One of the biggest high risk merchant account benefits is the ability to transact freely, without worrying whether you will surpass the expected volume for the month. It affords merchants unlimited earning potential. Merchants that benefit from this may include any that:

  • Have a recurring billing model
  • Offer high ticket items ($500+ per item)
  • Process over $20,000 in transactions each month

Recurring and subscription merchants in particular have a lot to gain with a high risk merchant account. They are not limited or forced to restrict transactions and can enjoy recurring revenue with the potential to grow.

Minimized Chargeback Issues

Chargebacks are a tangled mess for most merchants, but especially for high risk merchants. Merchants with a low risk merchant account often have tenuous relationships with their acquiring bank, especially if they get close to breaching the 1% chargeback ratio. A low risk merchant account is at risk of being terminated at any moment.
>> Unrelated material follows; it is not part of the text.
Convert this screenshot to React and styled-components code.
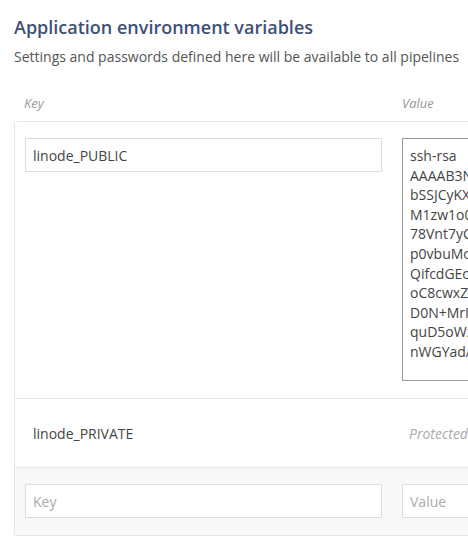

One of the high risk merchant account benefits is that there is increased flexibility when it comes to chargebacks.  The merchant may be subject to higher fees due to chargebacks, but their business isn’t perpetually in danger because of them. High risk merchant accounts are rarely terminated due to high chargebacks.

All in all, merchants should consider the high risk merchant account benefits before deciding to throw in the towel. Working with a specialized high risk payment processor can help streamline the payments flow and position your business for long-term success.